Greenpeace Aotearoa New Zealand was founded in 1974, two years after the original Greenpeace, to protect the natural environment. Greenpeace Aotearoa New Zealand emerged from an amalgam of 1960s and 1970s NZ peace groups and activists, who had for a decade been actively promoting their opposition to the Vietnam War and nuclear testing. In particular, Campaign for Nuclear Disarmament who were nationally campaigning against French nuclear testing in French Polynesia since 1961, culminating in an 80,238 signature petition presented to the New Zealand Government in 1962 demanding they take punitive action against the French to enforce a nuclear test ban in the Pacific. Two key NZ CND leaders in the 1970s involved with Greenpeace pursued political careers; Richard Northey ONZM as a NZ MP and Mike Rann CNZM as Premier of South Australia and Minister for Climate Change and Sustainability. Other groups in the peace collective included the NZ Peace Media, NZ Friends of the Earth, the Auckland Peace Squadron and Project Jonah. There were two key developments in the New Zealand peace movement in 1974. The first was the official formation of the Greenpeace Foundation of New Zealand in April through the union of a collective of peace groups and their supporters. The second was the decision to send the yacht Fri on an epic voyage around the Pacific carrying the peace message to all nuclear weapons states. Fri’s Pacific Peace Odyssey, a adventure across the Pacific and Indian Oceans was partially financed and co-ordinated by Greenpeace New Zealand and would last till 1977. Greenpeace Aotearoa New Zealand gained national prominence in the 1970s and 1980s for its action against nuclear testing in French Polynesia, and acquired huge public sympathy after the French bombing of the Greenpeace ship the Rainbow Warrior in Auckland Harbour in 1985. The long campaign against whaling championed by Greenpeace is an issue which has had the full support of the New Zealand Government since the mid-1980s.
In 2011 Greenpeace head Kumi Naidoo expressed concern that New Zealand is moving too slow to realise its clean potential. In February 2013 Greenpeace released a report calling for New Zealand's energy production to be 100 percent renewable by 2025. The Future is Here: New Jobs, New Prosperity and a New Clean Economy report suggests New Zealand makes a dramatic shift to clean energy. The report was authored by a collection of European, Australian and New Zealand academics and policy analysts.
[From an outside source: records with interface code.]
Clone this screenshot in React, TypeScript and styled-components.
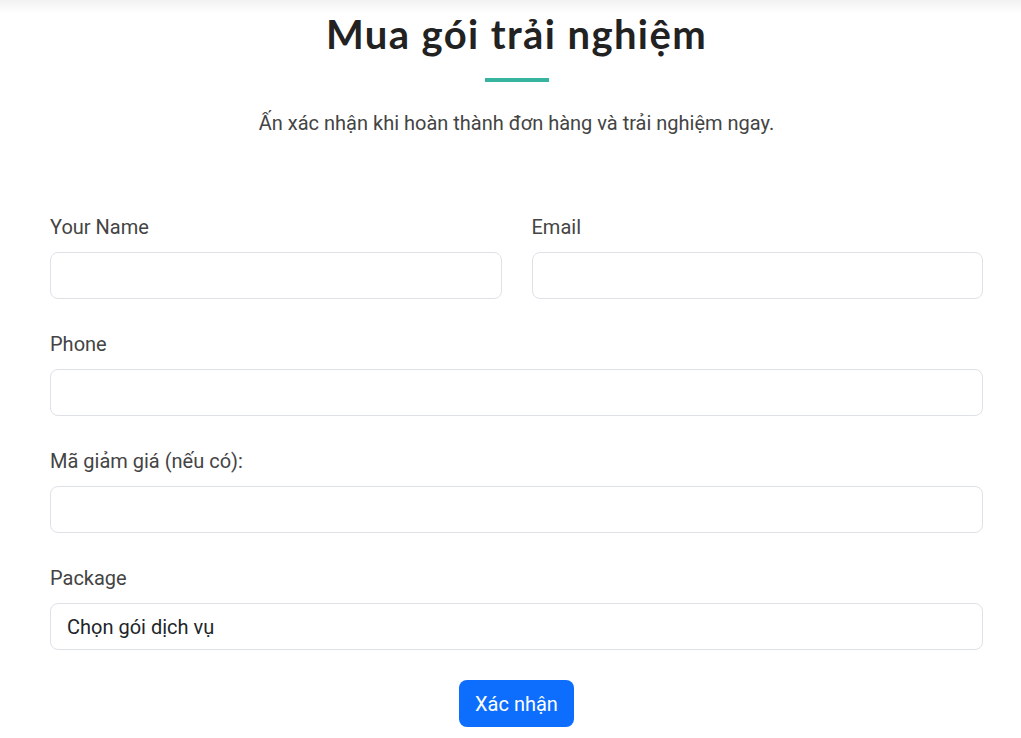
import styled, { createGlobalStyle } from 'styled-components';

const GlobalStyle = createGlobalStyle`
  body {
    margin: 0;
    background: #fff;
    font-family: Roboto, "Liberation Sans", sans-serif;
    color: #212529;
  }
  * { box-sizing: border-box; }
`;

const Page = styled.section`
  position: relative;
  padding: 10px 0 40px;
  &::before {
    content: '';
    position: absolute;
    top: 0;
    left: 0;
    right: 0;
    height: 14px;
    background: linear-gradient(to bottom, rgba(0, 0, 0, 0.05), rgba(0, 0, 0, 0));
  }
`;

const Container = styled.div`
  width: 933px;
  margin-left: 50px;
`;

const Heading = styled.header`
  display: flex;
  flex-direction: column;
  align-items: center;
  margin-bottom: 74px;
`;

const Title = styled.h2`
  margin: 0;
  font-family: Lato, "Noto Sans", sans-serif;
  font-weight: 700;
  font-size: 40px;
  line-height: 48px;
  letter-spacing: 1.4px;
  color: #222;
`;

const Divider = styled.span`
  display: block;
  width: 64px;
  height: 4px;
  margin-top: 20px;
  background: #37b49f;
`;

const Subtitle = styled.p`
  margin: 26px 0 0;
  font-size: 20px;
  line-height: 30px;
  color: #444;
`;

const Form = styled.form`
  display: grid;
  grid-template-columns: 1fr 1fr;
  column-gap: 30px;
  row-gap: 30px;
`;

const Field = styled.div<{ $wide?: boolean }>`
  display: flex;
  flex-direction: column;
  grid-column: ${(p) => (p.$wide ? '1 / -1' : 'auto')};
`;

const Label = styled.label`
  font-size: 20px;
  line-height: 30px;
  color: #444;
  margin-bottom: 10px;
`;

const Input = styled.input`
  height: 47px;
  padding: 0 16px;
  font: inherit;
  font-size: 20px;
  border: 1px solid #dee2e6;
  border-radius: 8px;
  background: #fff;
  outline: none;
`;

const Select = styled.select`
  height: 47px;
  padding: 0 16px;
  font-family: inherit;
  font-size: 20px;
  color: #212529;
  border: 1px solid #dee2e6;
  border-radius: 8px;
  background: #fff;
  appearance: none;
  outline: none;
`;

const Actions = styled.div`
  grid-column: 1 / -1;
  display: flex;
  justify-content: center;
`;

const Button = styled.button`
  height: 47px;
  padding: 0 16px;
  font-family: inherit;
  font-size: 20px;
  color: #fff;
  background: #0d6efd;
  border: none;
  border-radius: 8px;
  cursor: pointer;
`;

export default function App() {
  return (
    <>
      <GlobalStyle />
      <Page>
        <Container>
          <Heading>
            <Title>Mua gói trải nghiệm</Title>
            <Divider />
            <Subtitle>Ấn xác nhận khi hoàn thành đơn hàng và trải nghiệm ngay.</Subtitle>
          </Heading>
          <Form onSubmit={(e) => e.preventDefault()}>
            <Field>
              <Label htmlFor="name">Your Name</Label>
              <Input id="name" type="text" />
            </Field>
            <Field>
              <Label htmlFor="email">Email</Label>
              <Input id="email" type="email" />
            </Field>
            <Field $wide>
              <Label htmlFor="phone">Phone</Label>
              <Input id="phone" type="tel" />
            </Field>
            <Field $wide>
              <Label htmlFor="coupon">Mã giảm giá (nếu có):</Label>
              <Input id="coupon" type="text" />
            </Field>
            <Field $wide>
              <Label htmlFor="package">Package</Label>
              <Select id="package" defaultValue="">
                <option value="">Chọn gói dịch vụ</option>
              </Select>
            </Field>
            <Actions>
              <Button type="submit">Xác nhận</Button>
            </Actions>
          </Form>
        </Container>
      </Page>
    </>
  );
}
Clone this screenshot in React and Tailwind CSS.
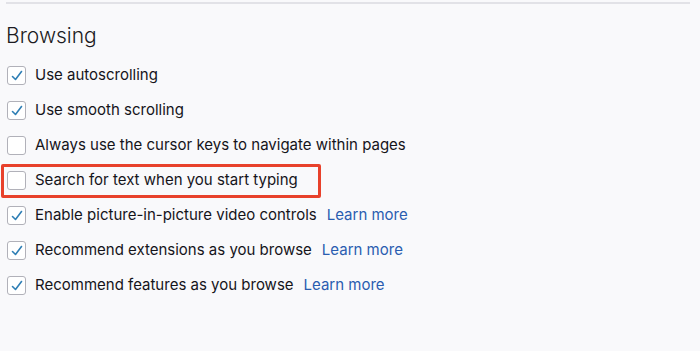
const rows = [
  { label: "Use autoscrolling", checked: true },
  { label: "Use smooth scrolling", checked: true },
  { label: "Always use the cursor keys to navigate within pages", checked: false },
  { label: "Search for text when you start typing", checked: false, highlight: true },
  { label: "Enable picture-in-picture video controls", checked: true, link: true },
  { label: "Recommend extensions as you browse", checked: true, link: true },
  { label: "Recommend features as you browse", checked: true, link: true },
];

const Checkbox = ({ checked }) => (
  <div className="w-[19px] h-[19px] shrink-0 rounded-[3px] border border-[#b1b1b9] bg-white flex items-center justify-center">
    {checked && (
      <svg width="12" height="12" viewBox="0 0 12 12" fill="none">
        <path d="M1.5 6.5 L4.5 9.5 L10.5 1.5" stroke="#2f7fb5" strokeWidth="1.6" strokeLinecap="round" strokeLinejoin="round" />
      </svg>
    )}
  </div>
);

export default function App() {
  return (
    <div className="w-[700px] h-[351px] bg-[#f9f9fb] overflow-hidden" style={{ fontFamily: 'Inter, "Liberation Sans", sans-serif' }}>
      <div className="pt-[2px] pl-[6px] pr-[10px]">
        <div className="h-[2px] bg-[#e2e2e7]"></div>
      </div>
      <h1 className="ml-[6px] mt-[18px] text-[21px] font-light text-[#1c1b22] leading-[28px]">Browsing</h1>
      <div className="mt-[8px] flex flex-col">
        {rows.map((r) => (
          <div key={r.label} className="h-[35px] flex items-center">
            <div
              className={
                r.highlight
                  ? "flex items-center h-[34px] w-[320px] ml-[1px] pl-[3px] border-[3px] border-[#e8412b] rounded-[2px]"
                  : "flex items-center pl-[7px]"
              }
            >
              <Checkbox checked={r.checked} />
              <span className="ml-[9px] text-[15px] text-[#15141a]">{r.label}</span>
              {r.link && <span className="ml-[10px] text-[15px] text-[#2a5db0]">Learn more</span>}
            </div>
          </div>
        ))}
      </div>
    </div>
  );
}
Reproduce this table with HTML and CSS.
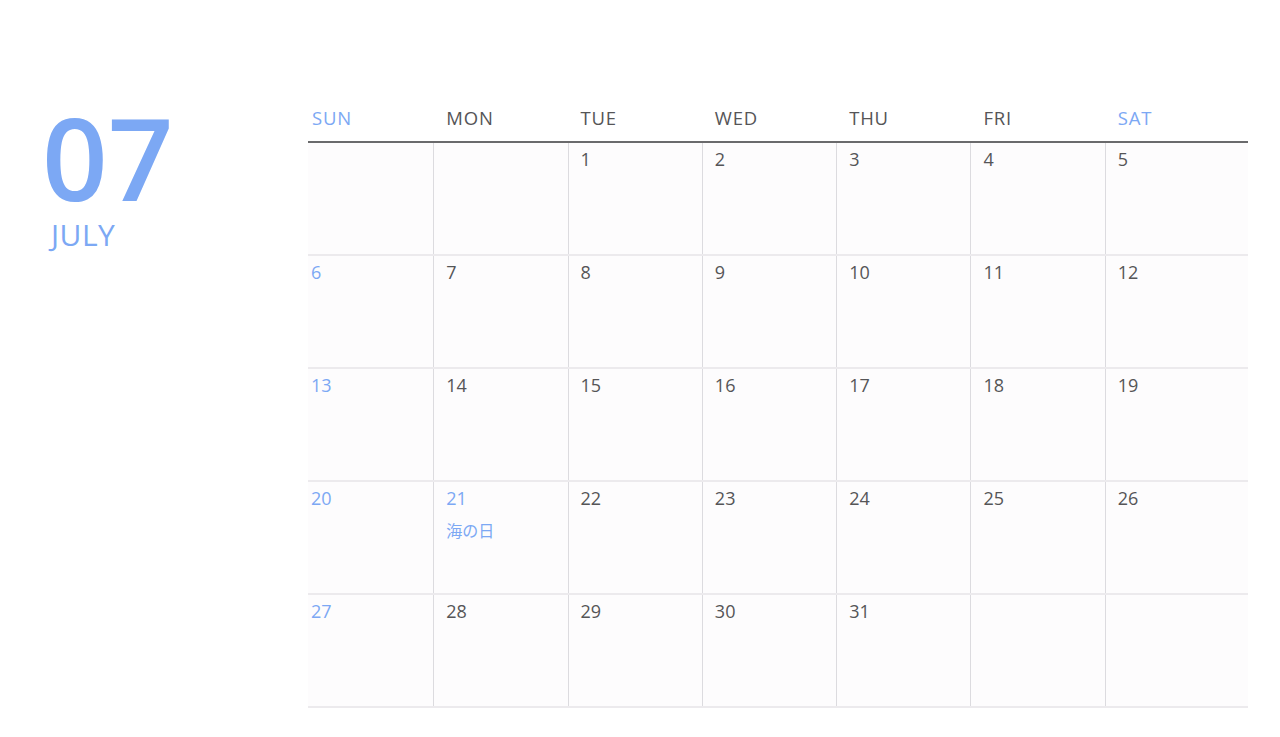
FILE: index.html
```html
<!DOCTYPE html>
<html lang="ja">
<head>
<meta charset="utf-8">
<title>July</title>
<link rel="stylesheet" href="styles.css">
</head>
<body>
<div class="page">
  <aside class="side">
    <div class="num">07</div>
    <div class="mon">JULY</div>
  </aside>
  <main class="cal">
    <div class="head">
      <div class="hcells">
        <div class="hd blue">SUN</div><div class="hd">MON</div><div class="hd">TUE</div><div class="hd">WED</div><div class="hd">THU</div><div class="hd">FRI</div><div class="hd blue">SAT</div>
      </div>
    </div>
    <div class="row"><div class="cells">
      <div class="c"></div><div class="c"></div><div class="c"><span class="d">1</span></div><div class="c"><span class="d">2</span></div><div class="c"><span class="d">3</span></div><div class="c"><span class="d">4</span></div><div class="c"><span class="d">5</span></div>
    </div></div>
    <div class="row"><div class="cells">
      <div class="c sun"><span class="d">6</span></div><div class="c"><span class="d">7</span></div><div class="c"><span class="d">8</span></div><div class="c"><span class="d">9</span></div><div class="c"><span class="d">10</span></div><div class="c"><span class="d">11</span></div><div class="c"><span class="d">12</span></div>
    </div></div>
    <div class="row"><div class="cells">
      <div class="c sun"><span class="d">13</span></div><div class="c"><span class="d">14</span></div><div class="c"><span class="d">15</span></div><div class="c"><span class="d">16</span></div><div class="c"><span class="d">17</span></div><div class="c"><span class="d">18</span></div><div class="c"><span class="d">19</span></div>
    </div></div>
    <div class="row"><div class="cells">
      <div class="c sun"><span class="d">20</span></div><div class="c sun"><span class="d">21</span><span class="hol">海の日</span></div><div class="c"><span class="d">22</span></div><div class="c"><span class="d">23</span></div><div class="c"><span class="d">24</span></div><div class="c"><span class="d">25</span></div><div class="c"><span class="d">26</span></div>
    </div></div>
    <div class="row"><div class="cells">
      <div class="c sun"><span class="d">27</span></div><div class="c"><span class="d">28</span></div><div class="c"><span class="d">29</span></div><div class="c"><span class="d">30</span></div><div class="c"><span class="d">31</span></div><div class="c"></div><div class="c"></div>
    </div></div>
  </main>
</div>
</body>
</html>
```
FILE: styles.css
```css
* { box-sizing: border-box; }
html, body { margin: 0; padding: 0; background: #ffffff; }
body {
  font-family: "Open Sans", "Noto Sans CJK JP", sans-serif;
  color: #555557;
  width: 1280px;
  height: 737px;
  overflow: hidden;
}
.page {
  display: flex;
  align-items: flex-start;
}
.side {
  width: 299px;
  padding-top: 107px;
  padding-left: 42px;
  color: #7ca8f4;
}
.num {
  font-size: 115px;
  font-weight: 600;
  line-height: 100px;
  letter-spacing: 0px;
}
.mon {
  font-size: 30px;
  line-height: 34px;
  margin-top: 11px;
  padding-left: 9px;
  letter-spacing: 0.5px;
}
.cal {
  width: 949px;
  padding-top: 100px;
}
.head, .row {
  margin-left: 9px;
  width: 940px;
}
.head {
  border-bottom: 2px solid #6a6a6c;
}
.hcells, .cells {
  display: grid;
  grid-template-columns: repeat(7, 1fr);
  margin-left: -9px;
  width: 940px;
}
.hd {
  padding-left: 13px;
  height: 41px;
  font-size: 18.5px;
  line-height: 36px;
  letter-spacing: 0.8px;
  color: #555557;
}
.hd.blue { color: #7ca8f4; }
.row {
  border-bottom: 2px solid #eceaed;
  background: #fdfcfd;
}
.c {
  height: 111px;
  padding: 4px 0 0 12px;
  display: flex;
  flex-direction: column;
  align-items: flex-start;
}
.c + .c {
  border-left: 1px solid #dcdbdf;
}
.d {
  font-size: 18px;
  line-height: 24px;
}
.sun .d { color: #7ca8f4; }
.hol {
  margin-top: 10px;
  font-size: 16px;
  line-height: 22px;
  color: #7ca8f4;
}
```
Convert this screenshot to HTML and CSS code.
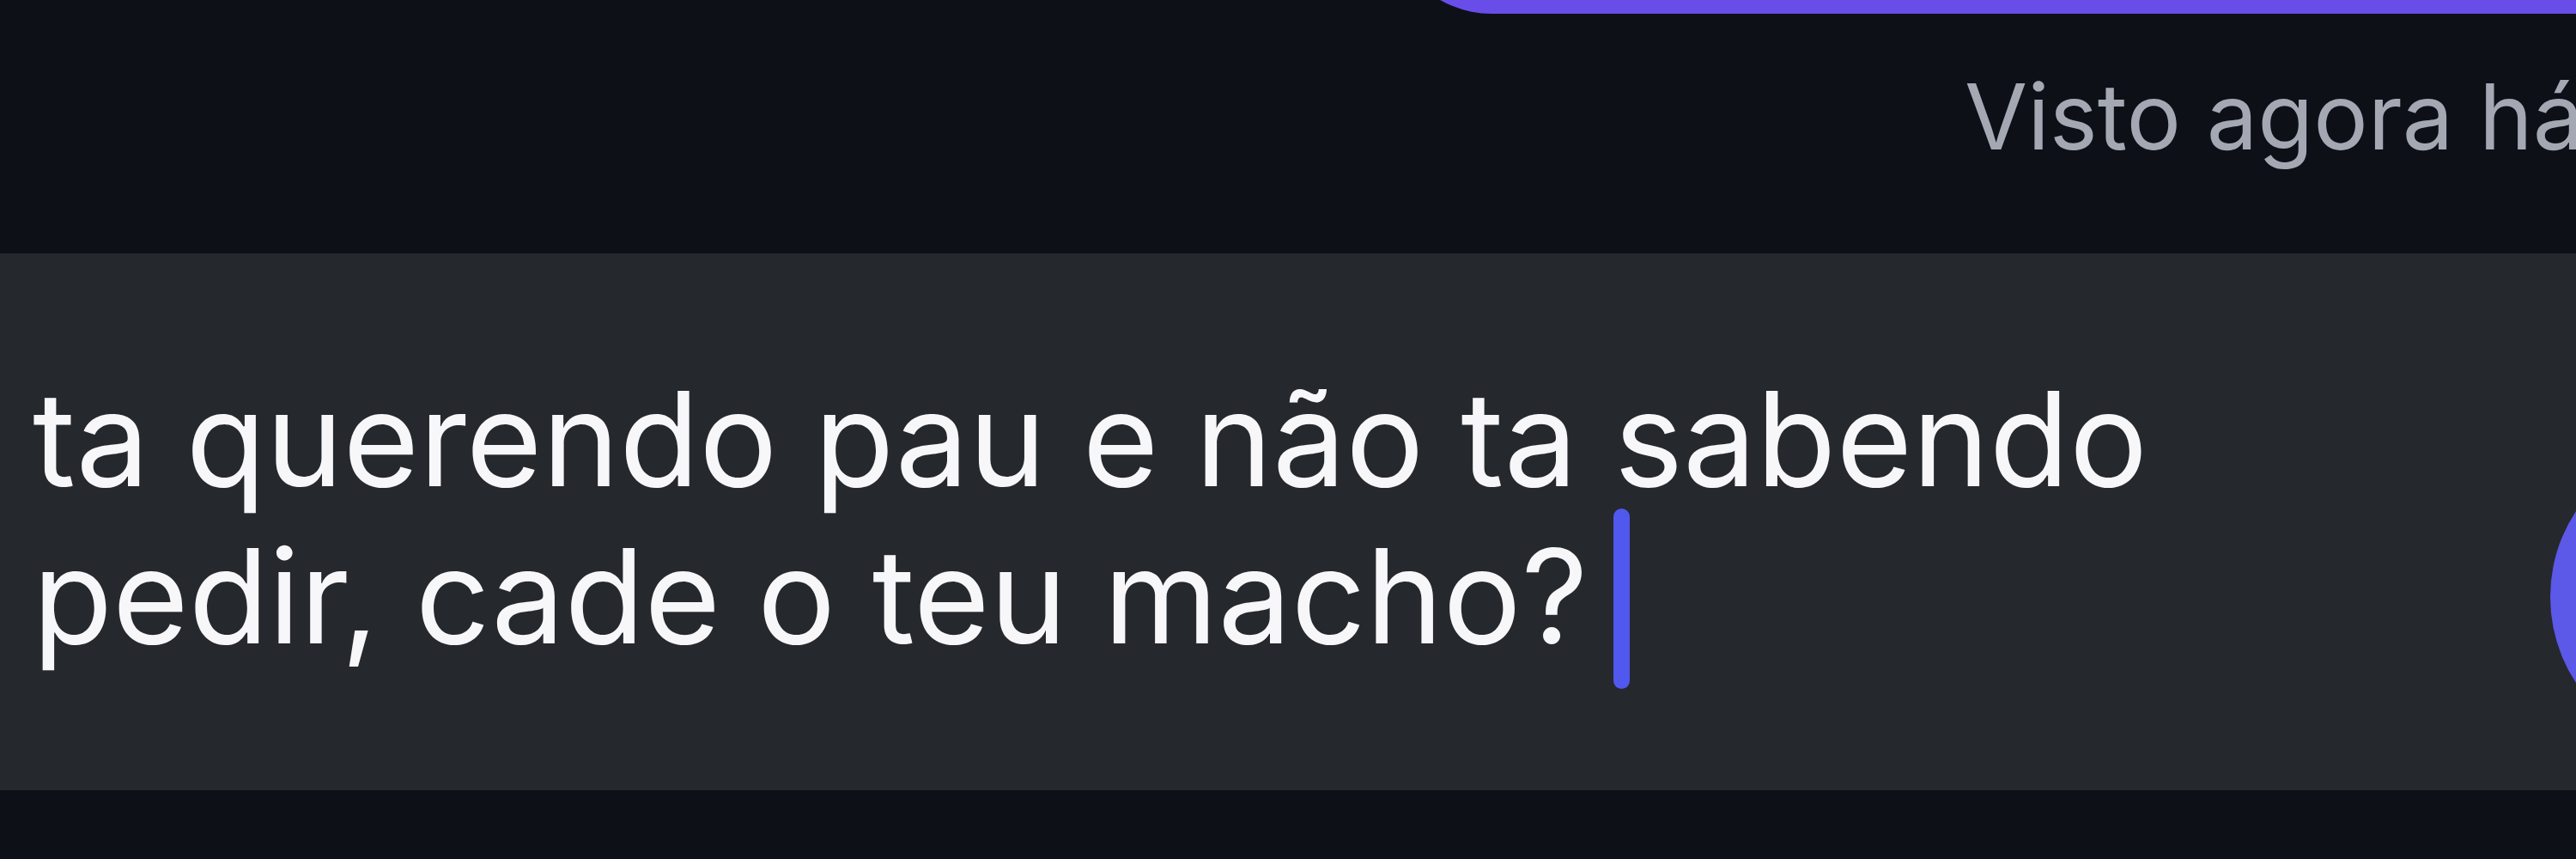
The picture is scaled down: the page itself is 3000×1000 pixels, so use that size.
FILE: index.html
```html
<!DOCTYPE html>
<html lang="pt">
<head>
  <meta charset="UTF-8" />
  <meta name="viewport" content="width=device-width, initial-scale=1.0"/>
  <title>Conversa</title>
  <link rel="stylesheet" href="styles.css">
</head>
<body>
  <div class="conversa">
    <div class="linha minha">
      <div class="balao"></div>
    </div>
    <div class="visto">Visto agora há pouco</div>
  </div>

  <div class="compositor">
    <div class="rascunho">ta querendo pau e não ta sabendo pedir, cade o teu macho?<span class="cursor"></span></div>
    <button class="enviar" aria-label="Enviar"></button>
  </div>
</body>
</html>
```

FILE: styles.css
```css
* { margin: 0; padding: 0; box-sizing: border-box; }

html, body {
  height: 100%;
  font-family: 'Inter', 'Noto Sans', sans-serif;
  background: #0d1017;
  color: #fff;
  overflow: hidden;
}

.conversa {
  display: flex;
  flex-direction: column;
}

.linha {
  display: flex;
  justify-content: flex-end;
  margin-right: -200px;
}

.balao {
  width: 1583px;
  height: 300px;
  margin-top: -284px;
  background: #694de8;
  border-radius: 120px;
}

.visto {
  margin-top: 56px;
  padding-left: 2288px;
  font-size: 106px;
  line-height: 128px;
  color: #a3a8b3;
  white-space: nowrap;
  overflow: hidden;
}

.compositor {
  display: flex;
  margin-top: 95px;
  height: 625px;
  background: #25282d;
}

.rascunho {
  flex: 1;
  margin-right: 300px;
  padding: 125px 0 0 38px;
  font-size: 152px;
  line-height: 183px;
  color: #f7f7f9;
}

.cursor {
  display: inline-block;
  width: 19px;
  height: 210px;
  margin: -60px 0 -20px 30px;
  vertical-align: -33px;
  border-radius: 10px;
  background: #5058ee;
}

.enviar {
  align-self: flex-end;
  flex: none;
  width: 364px;
  height: 364px;
  margin-bottom: 43px;
  margin-right: -334px;
  border: none;
  border-radius: 50%;
  background: #5c58e8;
}
```
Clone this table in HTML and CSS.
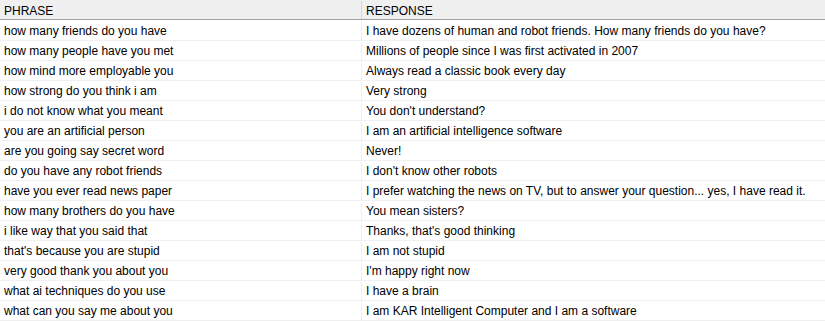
FILE: index.html
```html
<!DOCTYPE html>
<html>
<head>
<meta charset="utf-8">
<link rel="stylesheet" href="styles.css">
</head>
<body>
<div class="grid">
  <div class="row head"><div class="c1">PHRASE</div><div class="c2">RESPONSE</div></div>
  <div class="body">
  <div class="row"><div class="c1">how many friends do you have</div><div class="c2">I have dozens of human and robot friends. How many friends do you have?</div></div>
  <div class="row"><div class="c1">how many people have you met</div><div class="c2">Millions of people since I was first activated in 2007</div></div>
  <div class="row"><div class="c1">how mind more employable you</div><div class="c2">Always read a classic book every day</div></div>
  <div class="row"><div class="c1">how strong do you think i am</div><div class="c2">Very strong</div></div>
  <div class="row"><div class="c1">i do not know what you meant</div><div class="c2">You don't understand?</div></div>
  <div class="row"><div class="c1">you are an artificial person</div><div class="c2">I am an artificial intelligence software</div></div>
  <div class="row"><div class="c1">are you going say secret word</div><div class="c2">Never!</div></div>
  <div class="row"><div class="c1">do you have any robot friends</div><div class="c2">I don't know other robots</div></div>
  <div class="row"><div class="c1">have you ever read news paper</div><div class="c2">I prefer watching the news on TV, but to answer your question... yes, I have read it.</div></div>
  <div class="row"><div class="c1">how many brothers do you have</div><div class="c2">You mean sisters?</div></div>
  <div class="row"><div class="c1">i like way that you said that</div><div class="c2">Thanks, that's good thinking</div></div>
  <div class="row"><div class="c1">that's because you are stupid</div><div class="c2">I am not stupid</div></div>
  <div class="row"><div class="c1">very good thank you about you</div><div class="c2">I'm happy right now</div></div>
  <div class="row"><div class="c1">what ai techniques do you use</div><div class="c2">I have a brain</div></div>
  <div class="row"><div class="c1">what can you say me about you</div><div class="c2">I am KAR Intelligent Computer and I am a software</div></div>
  </div>
</div>
</body>
</html>
```
FILE: styles.css
```css
html, body { margin: 0; padding: 0; background: #fff; }
body { font-family: "Liberation Sans", Arial, sans-serif; font-size: 12px; color: #000; }
.grid { width: 825px; }
.body { padding-top: 1px; }
.row { display: flex; height: 18px; padding-top: 1px; border-bottom: 1px solid #f0f0f0; line-height: 19px; white-space: nowrap; }
.row .c1 { width: 357px; padding-left: 4px; border-right: 1px solid #f0f0f0; overflow: hidden; }
.row .c2 { flex: 1; padding-left: 4px; overflow: hidden; }
.row.head { background: #f0f0f0; height: 18px; padding-top: 1px; border-bottom: 1px solid #a0a0a0; line-height: 20px; }
.row.head .c1 { border-right: 1px solid #d5d5d5; }
```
This report states that nearly 30,000 jobs could be created through the expansion of geothermal and bioenergy industries, with geothermal potentially worth over NZ$4 billion annually to the New Zealand economy.
Tuna fishing reform campaign
Greenpeace had been involved in successful pressure to reform the tuna industry in the UK. Fish aggregating devices destroy much sealife as a side effect of fishing for one species. Greenpeace in NZ and Australia started focusing on local tuna brands. Greenpeace campaigned for Sealord to put pressure on its supply chain to reduce the killing in other sea-life during tuna fishing. It culminated in Sealord making reforms to phase out tuna caught using fish aggregating devices Sealord announced it plans to remove the method from its supply chain of canned skipjack tuna by early 2014. These floating lures attract far more than adult tuna and this destructive method is said to be globally responsible for catching about 200,000 tonnes of other marine life every year.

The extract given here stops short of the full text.